Sunday, June 21, 2009

Who’s afraid of a little inflation?

Recently a number of prominent, mostly conservative economists have begun publicly worrying that the Fed’s unorthodox monetary policy will lead to inflation at some point in the not so distant future. Some alarmists in the media have picked up on this and warned publicly about the danger of hyper-inflation. Apparently they cannot distinguish between 5-8% inflation and what is happening in Zimbabwe right now.

Unfortunately, a lot of sane people are wasting a lot of time and a bit of credibility arguing that we won’t actually see any inflation as a result of what essentially amounts to printing a lot of money. Of course there will be some inflation when the economy picks up again, that's normal.

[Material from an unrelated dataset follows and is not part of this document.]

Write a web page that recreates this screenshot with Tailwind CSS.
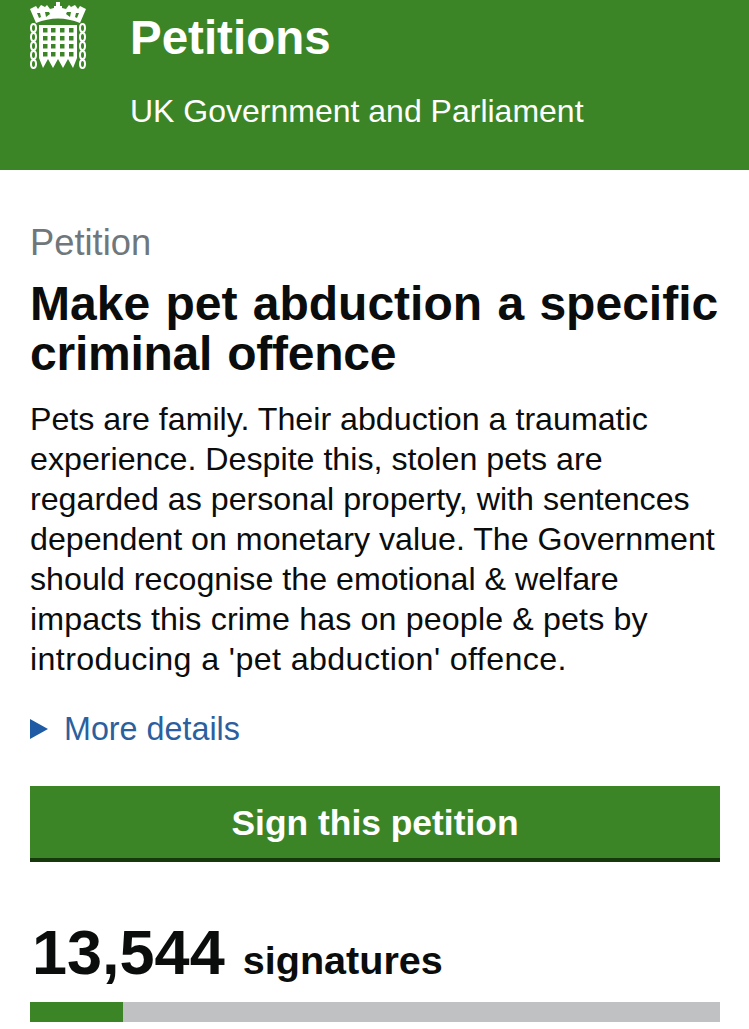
<!DOCTYPE html>
<html lang="en">
<head>
  <meta charset="UTF-8">
  <meta name="viewport" content="width=device-width, initial-scale=1.0">
  <title>Petitions</title>
  <script src="https://cdn.jsdelivr.net/npm/@tailwindcss/browser@4"></script>
</head>
<body class="bg-white font-['Liberation_Sans',Arial,sans-serif] text-[#0b0c0c] overflow-hidden">
  <!-- Header -->
  <header class="h-[170px] bg-[#3c8527] flex text-white">
    <div class="w-[130px] pl-[29px] shrink-0">
      <svg width="58" height="72" viewBox="29 0 58 72" fill="none">
        <!-- crown -->
        <path fill="#fff" fill-rule="evenodd" d="M30 9 L36 6 L38 9 L41 5 L45 7 L47 5 L50 9 L54 8 L54 6 L56 6 L56 2 L60 2 L60 6 L62 6 L62 8 L66 9 L69 5 L71 7 L75 5 L78 9 L80 6 L86 9 L80 23 Q58 14 36 23 Z
          M37 13 h3 l1 4 l-2 1 z M45 12 h4 l1 2 l-4 3 z M71 12 h-4 l-1 2 l4 3 z M79 13 h-3 l-1 4 l2 1 z"/>
        <!-- portcullis -->
        <path fill="#fff" fill-rule="evenodd" d="M39 25 H77 V58 L73 68 L68 59 L63 68 L58 59 L53 68 L48 59 L43 68 L39 58 Z
          M43 28 v4.500 h4.500 v-4.500 z M51 28 v4.500 h4.500 v-4.500 z M60 28 v4.500 h4.500 v-4.500 z M69 28 v4.500 h4.500 v-4.500 z
          M43 36 v4.500 h4.500 v-4.500 z M51 36 v4.500 h4.500 v-4.500 z M60 36 v4.500 h4.500 v-4.500 z M69 36 v4.500 h4.500 v-4.500 z
          M43 44 v4.500 h4.500 v-4.500 z M51 44 v4.500 h4.500 v-4.500 z M60 44 v4.500 h4.500 v-4.500 z M69 44 v4.500 h4.500 v-4.500 z
          M43 52 v4.500 h4.500 v-4.500 z M51 52 v4.500 h4.500 v-4.500 z M60 52 v4.500 h4.500 v-4.500 z M69 52 v4.500 h4.500 v-4.500 z"/>
        <!-- chains -->
        <g stroke="#fff" stroke-width="2">
          <ellipse cx="33.500" cy="28" rx="2.500" ry="4"/><ellipse cx="33.500" cy="37" rx="2.500" ry="4"/><ellipse cx="33.500" cy="46" rx="2.500" ry="4"/><ellipse cx="33.500" cy="55" rx="2.500" ry="4"/><ellipse cx="33.500" cy="64" rx="2.500" ry="4"/>
          <ellipse cx="82.500" cy="28" rx="2.500" ry="4"/><ellipse cx="82.500" cy="37" rx="2.500" ry="4"/><ellipse cx="82.500" cy="46" rx="2.500" ry="4"/><ellipse cx="82.500" cy="55" rx="2.500" ry="4"/><ellipse cx="82.500" cy="64" rx="2.500" ry="4"/>
        </g>
      </svg>
    </div>
    <div>
      <div class="text-[47.500px] leading-[52px] font-bold pt-[12px]">Petitions</div>
      <div class="text-[32px] leading-[40px] mt-[27px]">UK Government and Parliament</div>
    </div>
  </header>

  <main class="pl-[30px] pr-[29px] pt-[53px]">
    <div class="text-[36.300px] leading-[40px] text-[#6f777b]">Petition</div>
    <h1 class="text-[48px] leading-[50px] font-bold mt-[16px] [word-spacing:2px]">Make pet abduction a specific <span class="tracking-[-0.25px]">criminal offence</span></h1>
    <p class="text-[32.200px] leading-[40px] mt-[20px]">Pets are family. Their abduction a traumatic experience. Despite this, stolen pets are regarded as personal property, with sentences dependent on monetary value. The Government should recognise the emotional &amp; welfare <span class="tracking-[0.14px]">impacts this crime has on people &amp; pets by</span> <span class="tracking-[0.4px]">introducing a 'pet abduction' offence.</span></p>

    <div class="flex items-center mt-[30px] h-[40px]">
      <span class="w-0 h-0 border-y-[10px] border-y-transparent border-l-[18px] border-l-[#1f5ba4]"></span>
      <a href="#" class="ml-[16px] text-[32.300px] leading-[40px] text-[#2b5f9e]">More details</a>
    </div>

    <button class="block w-full h-[76px] mt-[37px] pt-[3px] bg-[#3c8527] border-b-4 border-[#15390b] text-white text-[35.400px] font-bold">Sign this petition</button>

    <div class="flex items-baseline mt-[56px] h-[68px]">
      <span class="text-[63px] leading-[68px] font-bold pl-[2px]">13,544</span>
      <span class="ml-[18px] text-[39.600px] font-bold">signatures</span>
    </div>

    <div class="h-[20px] mt-[16px] bg-[#bfc1c3]">
      <div class="h-full bg-[#3c8527]" style="width: 13.5%"></div>
    </div>
  </main>
</body>
</html>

One of the most important pieces of advice that was given to me back when I was a member of the Debating Union at the university was that the question that most frequently needs to be asked is: "So what?"

Far too often, someone will spend most of their time demonstrating how your side's plan of action leads to some consequence. In this case, conservative economists have established a fairly strong case that there will be some inflation in the future as a result of the Fed's current actions. What has not happened, however, is that they have not told us why 5-8% inflation is more harmful than strangling a nascent recovery by tightening monetary policy too early.

At this point, I'm not entirely convinced that such a rate of inflation would be harmful in the short-run. With governments and consumers deeply in debt and unwilling to spend because of their debt obligations, inflating some of those away may actually be part of what is necessary to end the current crisis.